Repeat exactly what appears from the opening line of the listing to the line with "type Point = [number, number];", inclusive.

• **SOURCE MATERIAL**
════════════════

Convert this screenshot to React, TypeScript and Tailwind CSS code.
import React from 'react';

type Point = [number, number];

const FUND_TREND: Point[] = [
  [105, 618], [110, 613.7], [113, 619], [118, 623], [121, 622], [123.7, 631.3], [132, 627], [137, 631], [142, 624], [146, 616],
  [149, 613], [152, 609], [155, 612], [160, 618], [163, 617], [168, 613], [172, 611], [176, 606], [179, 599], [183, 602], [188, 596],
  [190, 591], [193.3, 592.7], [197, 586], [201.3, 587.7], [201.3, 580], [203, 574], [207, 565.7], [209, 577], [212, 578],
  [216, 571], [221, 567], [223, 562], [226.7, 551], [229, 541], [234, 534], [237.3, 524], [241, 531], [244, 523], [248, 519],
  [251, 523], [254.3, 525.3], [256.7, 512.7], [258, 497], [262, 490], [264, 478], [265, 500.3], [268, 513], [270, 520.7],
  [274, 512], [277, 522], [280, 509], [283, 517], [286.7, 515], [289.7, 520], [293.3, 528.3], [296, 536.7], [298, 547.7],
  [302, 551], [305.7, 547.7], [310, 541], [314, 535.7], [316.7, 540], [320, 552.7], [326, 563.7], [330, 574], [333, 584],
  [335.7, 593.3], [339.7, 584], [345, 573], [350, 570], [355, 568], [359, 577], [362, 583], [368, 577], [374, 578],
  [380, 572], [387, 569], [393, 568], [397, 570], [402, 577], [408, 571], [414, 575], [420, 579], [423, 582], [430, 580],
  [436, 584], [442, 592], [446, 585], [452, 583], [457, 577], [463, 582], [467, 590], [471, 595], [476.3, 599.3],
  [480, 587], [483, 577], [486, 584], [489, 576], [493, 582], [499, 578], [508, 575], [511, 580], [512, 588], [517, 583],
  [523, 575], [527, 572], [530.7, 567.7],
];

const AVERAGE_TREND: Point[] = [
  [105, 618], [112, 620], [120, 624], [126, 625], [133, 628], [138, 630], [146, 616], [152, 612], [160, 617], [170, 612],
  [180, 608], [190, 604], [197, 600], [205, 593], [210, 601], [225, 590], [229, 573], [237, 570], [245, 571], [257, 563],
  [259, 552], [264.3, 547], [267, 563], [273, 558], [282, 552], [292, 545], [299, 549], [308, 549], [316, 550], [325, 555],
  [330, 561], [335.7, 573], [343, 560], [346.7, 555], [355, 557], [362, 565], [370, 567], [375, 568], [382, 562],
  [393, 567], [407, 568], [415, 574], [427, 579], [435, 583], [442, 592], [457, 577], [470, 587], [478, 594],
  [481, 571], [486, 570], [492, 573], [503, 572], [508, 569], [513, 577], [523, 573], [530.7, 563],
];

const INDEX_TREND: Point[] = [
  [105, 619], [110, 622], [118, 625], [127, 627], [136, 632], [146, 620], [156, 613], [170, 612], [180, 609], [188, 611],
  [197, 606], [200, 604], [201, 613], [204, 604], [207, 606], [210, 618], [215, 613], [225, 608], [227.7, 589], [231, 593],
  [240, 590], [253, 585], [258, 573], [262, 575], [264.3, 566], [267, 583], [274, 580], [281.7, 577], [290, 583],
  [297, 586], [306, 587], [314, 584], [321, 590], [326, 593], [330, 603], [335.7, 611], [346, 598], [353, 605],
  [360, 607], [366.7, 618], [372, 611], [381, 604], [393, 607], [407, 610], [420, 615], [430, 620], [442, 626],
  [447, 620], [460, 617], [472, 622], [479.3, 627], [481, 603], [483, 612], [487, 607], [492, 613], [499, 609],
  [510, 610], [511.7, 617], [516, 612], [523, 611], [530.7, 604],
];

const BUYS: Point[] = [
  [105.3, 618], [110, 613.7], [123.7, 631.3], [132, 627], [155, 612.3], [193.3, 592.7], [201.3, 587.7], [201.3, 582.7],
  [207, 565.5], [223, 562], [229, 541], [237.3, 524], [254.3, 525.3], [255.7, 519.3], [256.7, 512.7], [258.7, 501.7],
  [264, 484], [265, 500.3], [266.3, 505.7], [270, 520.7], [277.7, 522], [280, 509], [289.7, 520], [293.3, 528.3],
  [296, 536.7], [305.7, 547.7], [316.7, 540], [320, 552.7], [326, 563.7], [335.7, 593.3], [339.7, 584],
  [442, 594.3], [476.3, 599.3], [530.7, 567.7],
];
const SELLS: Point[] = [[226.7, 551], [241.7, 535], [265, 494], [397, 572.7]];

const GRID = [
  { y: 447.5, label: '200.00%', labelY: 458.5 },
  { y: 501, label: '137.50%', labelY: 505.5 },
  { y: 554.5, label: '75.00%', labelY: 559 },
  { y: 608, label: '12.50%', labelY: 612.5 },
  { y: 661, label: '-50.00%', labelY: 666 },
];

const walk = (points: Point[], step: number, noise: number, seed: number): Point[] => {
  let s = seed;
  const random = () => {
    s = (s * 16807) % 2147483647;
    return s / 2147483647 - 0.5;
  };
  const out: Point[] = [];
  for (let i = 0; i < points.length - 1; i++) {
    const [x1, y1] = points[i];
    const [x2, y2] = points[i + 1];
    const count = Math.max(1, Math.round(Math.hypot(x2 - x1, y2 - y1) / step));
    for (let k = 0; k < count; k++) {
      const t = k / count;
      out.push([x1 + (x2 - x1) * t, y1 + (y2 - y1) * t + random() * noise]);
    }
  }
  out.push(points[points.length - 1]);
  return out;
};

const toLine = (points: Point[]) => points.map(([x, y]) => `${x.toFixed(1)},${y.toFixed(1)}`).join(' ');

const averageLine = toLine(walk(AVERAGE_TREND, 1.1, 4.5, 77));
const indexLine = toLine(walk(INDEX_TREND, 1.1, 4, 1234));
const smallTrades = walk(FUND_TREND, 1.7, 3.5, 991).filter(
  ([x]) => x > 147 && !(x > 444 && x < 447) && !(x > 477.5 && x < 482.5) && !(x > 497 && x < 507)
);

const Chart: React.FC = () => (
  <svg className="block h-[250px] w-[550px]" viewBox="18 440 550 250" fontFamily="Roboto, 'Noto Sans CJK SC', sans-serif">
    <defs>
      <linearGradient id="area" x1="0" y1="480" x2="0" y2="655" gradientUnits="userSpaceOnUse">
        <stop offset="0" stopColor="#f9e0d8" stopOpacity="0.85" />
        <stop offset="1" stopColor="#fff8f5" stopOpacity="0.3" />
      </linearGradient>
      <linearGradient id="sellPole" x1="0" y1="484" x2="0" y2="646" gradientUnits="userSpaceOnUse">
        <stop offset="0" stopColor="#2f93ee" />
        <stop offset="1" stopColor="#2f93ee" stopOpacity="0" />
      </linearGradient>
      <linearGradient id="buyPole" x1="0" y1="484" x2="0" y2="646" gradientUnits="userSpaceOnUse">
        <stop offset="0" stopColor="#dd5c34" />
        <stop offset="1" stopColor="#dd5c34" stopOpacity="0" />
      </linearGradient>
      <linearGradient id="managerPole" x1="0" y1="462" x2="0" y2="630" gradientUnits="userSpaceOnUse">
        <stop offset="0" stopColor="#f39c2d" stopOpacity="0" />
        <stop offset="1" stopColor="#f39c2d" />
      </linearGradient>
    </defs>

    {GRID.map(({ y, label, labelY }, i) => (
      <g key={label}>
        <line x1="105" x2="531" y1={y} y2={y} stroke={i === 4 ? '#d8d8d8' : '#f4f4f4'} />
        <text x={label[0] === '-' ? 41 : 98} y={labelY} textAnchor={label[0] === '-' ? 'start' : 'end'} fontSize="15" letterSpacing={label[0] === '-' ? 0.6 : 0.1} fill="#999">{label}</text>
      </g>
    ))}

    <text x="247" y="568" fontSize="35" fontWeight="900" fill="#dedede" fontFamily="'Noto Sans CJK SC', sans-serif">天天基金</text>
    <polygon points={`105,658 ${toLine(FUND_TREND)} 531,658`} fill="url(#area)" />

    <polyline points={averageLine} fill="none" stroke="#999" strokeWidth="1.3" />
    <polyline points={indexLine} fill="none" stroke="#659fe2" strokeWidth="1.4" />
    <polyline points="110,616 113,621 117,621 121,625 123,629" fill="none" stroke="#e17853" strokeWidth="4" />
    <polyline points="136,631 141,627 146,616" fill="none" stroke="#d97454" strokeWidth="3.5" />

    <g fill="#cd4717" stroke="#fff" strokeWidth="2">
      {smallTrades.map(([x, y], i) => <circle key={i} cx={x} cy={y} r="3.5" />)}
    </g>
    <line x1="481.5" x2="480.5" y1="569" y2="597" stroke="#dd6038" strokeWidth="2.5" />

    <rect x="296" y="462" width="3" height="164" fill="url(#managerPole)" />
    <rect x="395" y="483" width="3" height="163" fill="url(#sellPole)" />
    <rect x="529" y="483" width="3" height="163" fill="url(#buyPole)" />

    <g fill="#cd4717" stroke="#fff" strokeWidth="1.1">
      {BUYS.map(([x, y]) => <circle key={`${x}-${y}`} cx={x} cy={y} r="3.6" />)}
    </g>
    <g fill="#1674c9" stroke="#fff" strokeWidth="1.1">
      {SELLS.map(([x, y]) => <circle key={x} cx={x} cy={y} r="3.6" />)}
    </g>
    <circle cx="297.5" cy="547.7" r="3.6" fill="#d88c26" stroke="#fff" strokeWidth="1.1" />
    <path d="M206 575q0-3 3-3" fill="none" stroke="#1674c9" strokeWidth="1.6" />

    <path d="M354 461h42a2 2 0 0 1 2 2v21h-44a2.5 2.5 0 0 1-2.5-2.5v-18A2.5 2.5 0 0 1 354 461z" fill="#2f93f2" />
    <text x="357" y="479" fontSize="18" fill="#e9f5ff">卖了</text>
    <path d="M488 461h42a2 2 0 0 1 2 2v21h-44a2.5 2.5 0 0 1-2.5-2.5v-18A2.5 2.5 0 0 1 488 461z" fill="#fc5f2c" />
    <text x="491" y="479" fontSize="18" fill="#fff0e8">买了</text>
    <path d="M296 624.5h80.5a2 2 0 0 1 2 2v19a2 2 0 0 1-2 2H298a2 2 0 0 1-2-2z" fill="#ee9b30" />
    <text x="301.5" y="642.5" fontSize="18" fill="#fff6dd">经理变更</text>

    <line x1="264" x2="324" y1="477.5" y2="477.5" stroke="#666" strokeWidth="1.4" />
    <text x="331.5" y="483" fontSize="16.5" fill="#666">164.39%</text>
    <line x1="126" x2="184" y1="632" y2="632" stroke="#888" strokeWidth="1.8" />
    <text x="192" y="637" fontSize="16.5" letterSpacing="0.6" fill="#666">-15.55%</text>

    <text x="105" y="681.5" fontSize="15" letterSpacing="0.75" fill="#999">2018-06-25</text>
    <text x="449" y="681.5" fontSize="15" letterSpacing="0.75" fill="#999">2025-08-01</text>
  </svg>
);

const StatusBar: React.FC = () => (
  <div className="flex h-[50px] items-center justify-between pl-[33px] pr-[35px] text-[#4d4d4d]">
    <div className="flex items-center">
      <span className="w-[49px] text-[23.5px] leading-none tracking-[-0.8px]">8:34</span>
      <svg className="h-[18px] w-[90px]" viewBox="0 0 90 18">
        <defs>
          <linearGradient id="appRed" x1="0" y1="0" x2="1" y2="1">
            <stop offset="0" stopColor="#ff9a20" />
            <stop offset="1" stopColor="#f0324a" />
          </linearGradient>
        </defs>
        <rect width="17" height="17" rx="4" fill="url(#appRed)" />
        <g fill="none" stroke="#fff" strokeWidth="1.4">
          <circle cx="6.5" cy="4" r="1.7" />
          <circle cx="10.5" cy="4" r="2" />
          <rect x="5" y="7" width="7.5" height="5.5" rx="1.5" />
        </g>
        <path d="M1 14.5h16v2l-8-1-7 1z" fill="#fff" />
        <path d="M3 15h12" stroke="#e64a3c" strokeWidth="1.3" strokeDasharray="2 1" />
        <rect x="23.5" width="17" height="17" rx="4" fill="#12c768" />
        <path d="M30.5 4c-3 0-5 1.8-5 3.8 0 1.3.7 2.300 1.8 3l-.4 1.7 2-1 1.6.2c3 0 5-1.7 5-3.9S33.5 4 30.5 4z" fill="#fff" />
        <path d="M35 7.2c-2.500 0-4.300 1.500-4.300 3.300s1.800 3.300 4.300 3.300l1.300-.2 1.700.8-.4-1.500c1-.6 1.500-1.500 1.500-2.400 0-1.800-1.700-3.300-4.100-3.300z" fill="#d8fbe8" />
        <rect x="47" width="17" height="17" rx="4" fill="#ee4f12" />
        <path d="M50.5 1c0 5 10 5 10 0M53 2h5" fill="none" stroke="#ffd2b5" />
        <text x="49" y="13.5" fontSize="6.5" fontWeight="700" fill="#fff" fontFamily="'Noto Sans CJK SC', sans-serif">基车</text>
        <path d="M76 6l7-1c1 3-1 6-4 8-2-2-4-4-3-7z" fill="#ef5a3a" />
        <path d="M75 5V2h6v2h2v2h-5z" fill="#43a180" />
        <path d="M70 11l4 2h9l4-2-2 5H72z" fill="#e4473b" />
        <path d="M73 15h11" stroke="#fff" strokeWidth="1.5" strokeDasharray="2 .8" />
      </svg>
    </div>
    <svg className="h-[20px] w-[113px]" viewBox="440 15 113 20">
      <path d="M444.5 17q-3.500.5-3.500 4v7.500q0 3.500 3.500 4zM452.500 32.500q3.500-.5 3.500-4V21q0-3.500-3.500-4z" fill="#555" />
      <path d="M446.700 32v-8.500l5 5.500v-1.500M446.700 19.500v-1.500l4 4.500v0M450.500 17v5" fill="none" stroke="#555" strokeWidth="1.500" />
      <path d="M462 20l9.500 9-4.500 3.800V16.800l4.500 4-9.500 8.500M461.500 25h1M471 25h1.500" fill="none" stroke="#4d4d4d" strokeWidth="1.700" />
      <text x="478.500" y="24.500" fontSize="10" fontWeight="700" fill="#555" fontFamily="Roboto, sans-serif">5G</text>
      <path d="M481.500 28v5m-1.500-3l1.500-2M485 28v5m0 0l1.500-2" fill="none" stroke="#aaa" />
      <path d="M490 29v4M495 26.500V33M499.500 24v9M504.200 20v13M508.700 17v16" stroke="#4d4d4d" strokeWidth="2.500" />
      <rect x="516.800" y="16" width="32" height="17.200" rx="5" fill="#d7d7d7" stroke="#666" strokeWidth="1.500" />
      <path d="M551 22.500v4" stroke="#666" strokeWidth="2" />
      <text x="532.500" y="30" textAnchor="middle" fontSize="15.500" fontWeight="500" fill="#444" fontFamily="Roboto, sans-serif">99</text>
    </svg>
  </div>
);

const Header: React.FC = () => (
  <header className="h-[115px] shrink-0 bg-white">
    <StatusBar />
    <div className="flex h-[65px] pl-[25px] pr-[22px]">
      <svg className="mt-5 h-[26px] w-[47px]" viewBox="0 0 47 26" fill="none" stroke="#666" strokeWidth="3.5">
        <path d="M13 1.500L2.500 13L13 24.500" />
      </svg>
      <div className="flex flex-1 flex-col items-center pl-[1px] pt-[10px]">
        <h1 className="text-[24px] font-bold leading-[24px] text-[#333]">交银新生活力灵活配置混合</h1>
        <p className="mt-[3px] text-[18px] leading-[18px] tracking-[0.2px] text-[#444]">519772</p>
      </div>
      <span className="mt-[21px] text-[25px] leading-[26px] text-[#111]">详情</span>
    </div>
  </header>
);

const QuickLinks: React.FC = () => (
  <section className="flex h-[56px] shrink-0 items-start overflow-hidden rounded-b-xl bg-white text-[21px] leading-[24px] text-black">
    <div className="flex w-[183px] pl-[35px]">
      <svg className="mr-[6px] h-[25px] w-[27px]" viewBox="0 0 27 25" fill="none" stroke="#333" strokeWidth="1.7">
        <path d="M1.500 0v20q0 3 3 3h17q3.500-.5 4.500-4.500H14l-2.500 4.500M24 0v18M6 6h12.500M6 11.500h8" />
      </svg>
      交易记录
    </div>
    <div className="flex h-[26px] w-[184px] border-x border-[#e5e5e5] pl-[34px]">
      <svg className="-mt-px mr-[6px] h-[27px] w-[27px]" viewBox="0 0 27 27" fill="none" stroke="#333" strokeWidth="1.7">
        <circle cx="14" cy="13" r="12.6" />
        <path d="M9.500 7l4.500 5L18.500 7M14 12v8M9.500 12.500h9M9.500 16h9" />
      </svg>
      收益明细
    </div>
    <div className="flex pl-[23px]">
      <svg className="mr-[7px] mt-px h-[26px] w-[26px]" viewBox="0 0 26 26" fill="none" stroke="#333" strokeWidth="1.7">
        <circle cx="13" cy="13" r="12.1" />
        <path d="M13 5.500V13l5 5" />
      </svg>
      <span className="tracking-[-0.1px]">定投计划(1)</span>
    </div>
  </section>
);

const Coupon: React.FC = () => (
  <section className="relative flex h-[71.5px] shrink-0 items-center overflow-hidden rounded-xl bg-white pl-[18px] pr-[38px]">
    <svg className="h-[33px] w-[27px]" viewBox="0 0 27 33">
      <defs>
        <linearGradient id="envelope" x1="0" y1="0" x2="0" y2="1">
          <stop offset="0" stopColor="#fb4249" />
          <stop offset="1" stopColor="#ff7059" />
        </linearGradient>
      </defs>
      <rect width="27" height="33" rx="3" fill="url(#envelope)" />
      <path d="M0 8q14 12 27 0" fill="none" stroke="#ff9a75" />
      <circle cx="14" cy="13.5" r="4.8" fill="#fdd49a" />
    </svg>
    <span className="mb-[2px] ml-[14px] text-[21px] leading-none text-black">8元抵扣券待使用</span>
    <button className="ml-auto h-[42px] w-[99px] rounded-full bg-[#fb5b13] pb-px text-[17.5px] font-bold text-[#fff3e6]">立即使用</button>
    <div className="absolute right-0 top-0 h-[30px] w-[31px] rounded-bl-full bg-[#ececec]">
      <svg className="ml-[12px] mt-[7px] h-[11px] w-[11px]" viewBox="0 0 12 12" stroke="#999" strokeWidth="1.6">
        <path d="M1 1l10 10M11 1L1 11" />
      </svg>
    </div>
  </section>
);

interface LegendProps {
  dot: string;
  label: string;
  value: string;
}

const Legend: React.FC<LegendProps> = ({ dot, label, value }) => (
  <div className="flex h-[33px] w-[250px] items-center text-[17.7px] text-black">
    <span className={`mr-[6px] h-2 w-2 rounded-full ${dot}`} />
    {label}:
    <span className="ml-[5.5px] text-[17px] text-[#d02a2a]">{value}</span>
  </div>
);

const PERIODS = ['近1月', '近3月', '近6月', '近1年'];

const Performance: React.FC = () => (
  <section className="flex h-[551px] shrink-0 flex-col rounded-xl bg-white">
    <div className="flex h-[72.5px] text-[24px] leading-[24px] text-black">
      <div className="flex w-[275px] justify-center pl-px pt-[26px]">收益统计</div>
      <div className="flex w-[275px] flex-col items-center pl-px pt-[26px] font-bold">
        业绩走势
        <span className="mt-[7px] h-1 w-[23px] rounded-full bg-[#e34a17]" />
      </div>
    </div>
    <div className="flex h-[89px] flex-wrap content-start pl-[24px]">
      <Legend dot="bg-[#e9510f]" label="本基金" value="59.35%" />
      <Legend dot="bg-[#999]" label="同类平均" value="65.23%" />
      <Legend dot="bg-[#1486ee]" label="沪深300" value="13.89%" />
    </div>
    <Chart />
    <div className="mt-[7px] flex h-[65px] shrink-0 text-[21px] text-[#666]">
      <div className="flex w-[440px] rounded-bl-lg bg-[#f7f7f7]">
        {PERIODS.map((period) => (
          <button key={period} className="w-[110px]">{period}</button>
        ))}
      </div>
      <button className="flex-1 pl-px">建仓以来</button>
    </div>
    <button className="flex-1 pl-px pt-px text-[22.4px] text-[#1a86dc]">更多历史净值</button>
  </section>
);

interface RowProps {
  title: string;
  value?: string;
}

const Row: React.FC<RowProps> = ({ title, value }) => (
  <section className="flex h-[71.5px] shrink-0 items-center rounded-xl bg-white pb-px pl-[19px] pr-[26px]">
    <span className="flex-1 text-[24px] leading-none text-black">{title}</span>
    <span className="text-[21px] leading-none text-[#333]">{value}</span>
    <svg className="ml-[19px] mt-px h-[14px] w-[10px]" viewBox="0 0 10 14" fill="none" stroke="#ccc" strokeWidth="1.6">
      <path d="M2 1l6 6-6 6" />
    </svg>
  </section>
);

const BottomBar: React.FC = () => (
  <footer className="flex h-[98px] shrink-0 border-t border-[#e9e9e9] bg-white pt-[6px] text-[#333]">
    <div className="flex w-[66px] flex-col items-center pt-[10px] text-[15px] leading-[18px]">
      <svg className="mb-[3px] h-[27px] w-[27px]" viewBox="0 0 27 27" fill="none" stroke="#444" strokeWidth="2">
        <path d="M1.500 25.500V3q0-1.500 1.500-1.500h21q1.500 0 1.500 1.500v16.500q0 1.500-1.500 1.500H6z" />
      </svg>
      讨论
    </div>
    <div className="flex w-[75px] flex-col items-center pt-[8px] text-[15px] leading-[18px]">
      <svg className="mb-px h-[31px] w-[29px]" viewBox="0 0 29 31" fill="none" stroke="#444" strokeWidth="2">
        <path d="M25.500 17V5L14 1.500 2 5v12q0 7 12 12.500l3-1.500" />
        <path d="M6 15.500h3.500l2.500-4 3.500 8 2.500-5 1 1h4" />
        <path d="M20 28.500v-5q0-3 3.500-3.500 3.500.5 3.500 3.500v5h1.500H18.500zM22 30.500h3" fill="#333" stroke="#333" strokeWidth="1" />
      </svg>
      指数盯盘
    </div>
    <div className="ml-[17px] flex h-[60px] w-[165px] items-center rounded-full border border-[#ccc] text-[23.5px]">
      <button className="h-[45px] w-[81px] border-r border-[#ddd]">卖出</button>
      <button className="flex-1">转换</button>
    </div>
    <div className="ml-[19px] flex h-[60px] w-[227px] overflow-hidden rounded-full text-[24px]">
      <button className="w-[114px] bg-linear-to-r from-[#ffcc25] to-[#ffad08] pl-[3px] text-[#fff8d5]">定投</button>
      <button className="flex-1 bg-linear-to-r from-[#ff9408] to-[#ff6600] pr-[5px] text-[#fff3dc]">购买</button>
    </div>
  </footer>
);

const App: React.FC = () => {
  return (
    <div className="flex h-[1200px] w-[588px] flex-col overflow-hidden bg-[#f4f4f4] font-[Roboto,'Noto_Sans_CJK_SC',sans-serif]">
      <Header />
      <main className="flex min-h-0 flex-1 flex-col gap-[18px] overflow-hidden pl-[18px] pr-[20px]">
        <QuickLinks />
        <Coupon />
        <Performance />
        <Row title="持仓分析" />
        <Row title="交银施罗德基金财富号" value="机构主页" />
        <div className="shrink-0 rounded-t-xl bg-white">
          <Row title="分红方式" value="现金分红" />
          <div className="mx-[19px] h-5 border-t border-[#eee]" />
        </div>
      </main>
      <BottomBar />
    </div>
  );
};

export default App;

════════════════

• **RESPONSE**
Convert this screenshot to React, TypeScript and Tailwind CSS code.
import React from 'react';

type Point = [number, number];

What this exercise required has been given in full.